%%

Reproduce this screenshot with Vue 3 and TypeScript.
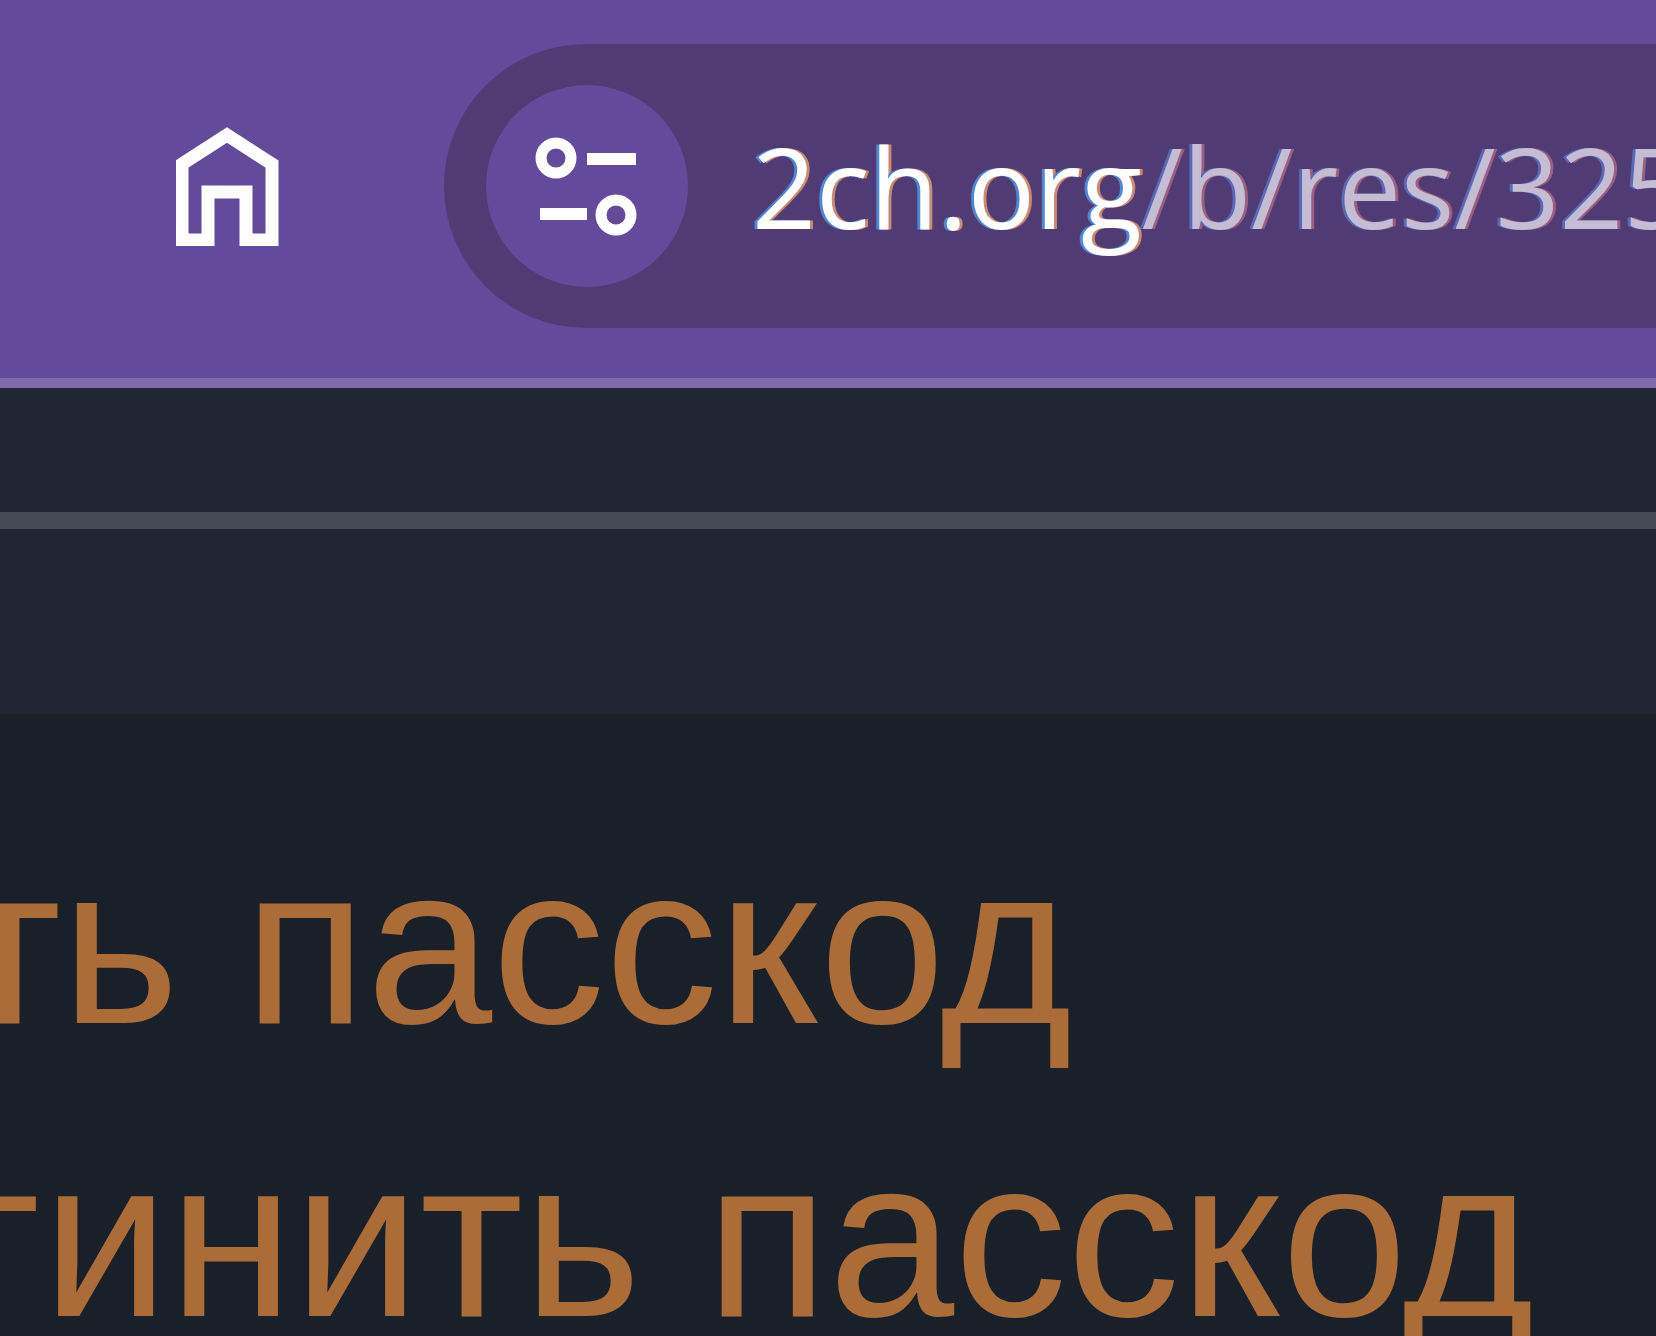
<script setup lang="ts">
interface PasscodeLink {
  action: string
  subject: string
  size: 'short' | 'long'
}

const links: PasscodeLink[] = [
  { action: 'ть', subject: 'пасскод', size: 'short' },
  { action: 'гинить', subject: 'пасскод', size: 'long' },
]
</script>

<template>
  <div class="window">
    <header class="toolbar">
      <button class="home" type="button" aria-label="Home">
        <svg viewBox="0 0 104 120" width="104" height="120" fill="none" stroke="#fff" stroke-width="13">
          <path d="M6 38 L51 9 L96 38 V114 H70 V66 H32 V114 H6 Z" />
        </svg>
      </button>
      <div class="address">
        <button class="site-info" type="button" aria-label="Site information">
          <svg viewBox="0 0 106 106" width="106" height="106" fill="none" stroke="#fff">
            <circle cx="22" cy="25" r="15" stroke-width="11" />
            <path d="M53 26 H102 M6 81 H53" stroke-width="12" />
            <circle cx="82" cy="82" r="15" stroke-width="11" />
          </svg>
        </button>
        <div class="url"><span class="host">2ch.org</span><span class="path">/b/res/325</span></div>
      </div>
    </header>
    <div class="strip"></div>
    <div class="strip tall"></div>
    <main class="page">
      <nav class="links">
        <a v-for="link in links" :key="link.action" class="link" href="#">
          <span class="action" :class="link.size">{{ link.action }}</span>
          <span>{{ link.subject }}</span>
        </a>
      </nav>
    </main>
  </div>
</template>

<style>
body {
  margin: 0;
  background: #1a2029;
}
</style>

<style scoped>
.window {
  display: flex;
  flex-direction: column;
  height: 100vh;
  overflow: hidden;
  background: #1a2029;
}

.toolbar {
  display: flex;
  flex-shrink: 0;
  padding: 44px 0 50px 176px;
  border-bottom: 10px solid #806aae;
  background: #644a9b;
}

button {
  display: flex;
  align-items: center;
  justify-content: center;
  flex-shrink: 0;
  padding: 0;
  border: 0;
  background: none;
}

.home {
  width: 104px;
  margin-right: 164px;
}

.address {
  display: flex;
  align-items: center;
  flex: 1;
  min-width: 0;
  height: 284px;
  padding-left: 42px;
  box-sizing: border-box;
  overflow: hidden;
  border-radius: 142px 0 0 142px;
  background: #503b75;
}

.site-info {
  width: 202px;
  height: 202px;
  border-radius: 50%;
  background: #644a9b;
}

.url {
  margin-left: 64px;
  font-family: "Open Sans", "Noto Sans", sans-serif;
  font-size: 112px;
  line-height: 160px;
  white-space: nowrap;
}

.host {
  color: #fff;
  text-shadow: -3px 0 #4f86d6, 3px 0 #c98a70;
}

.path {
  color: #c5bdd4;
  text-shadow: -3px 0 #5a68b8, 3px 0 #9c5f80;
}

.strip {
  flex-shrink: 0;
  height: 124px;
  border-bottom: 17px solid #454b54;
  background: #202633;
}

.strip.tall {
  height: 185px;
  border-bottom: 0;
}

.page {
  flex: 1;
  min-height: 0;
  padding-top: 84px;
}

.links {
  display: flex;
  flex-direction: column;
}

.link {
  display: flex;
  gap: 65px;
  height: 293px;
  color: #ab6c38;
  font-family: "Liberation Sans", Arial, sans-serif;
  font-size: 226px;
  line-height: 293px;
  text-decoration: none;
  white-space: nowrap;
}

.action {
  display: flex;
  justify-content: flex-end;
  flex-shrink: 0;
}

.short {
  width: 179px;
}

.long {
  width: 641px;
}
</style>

%%
%%

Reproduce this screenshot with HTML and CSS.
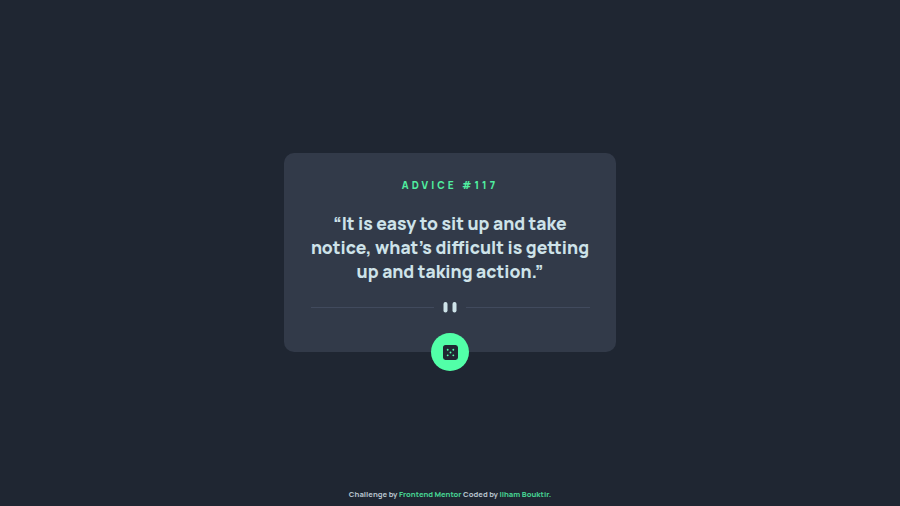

%%

_Work required_. List each line of the records that holds the string "this".

_Task output_.
Reproduce this screenshot with Vue 3 and TypeScript.
Reproduce this screenshot with HTML and CSS.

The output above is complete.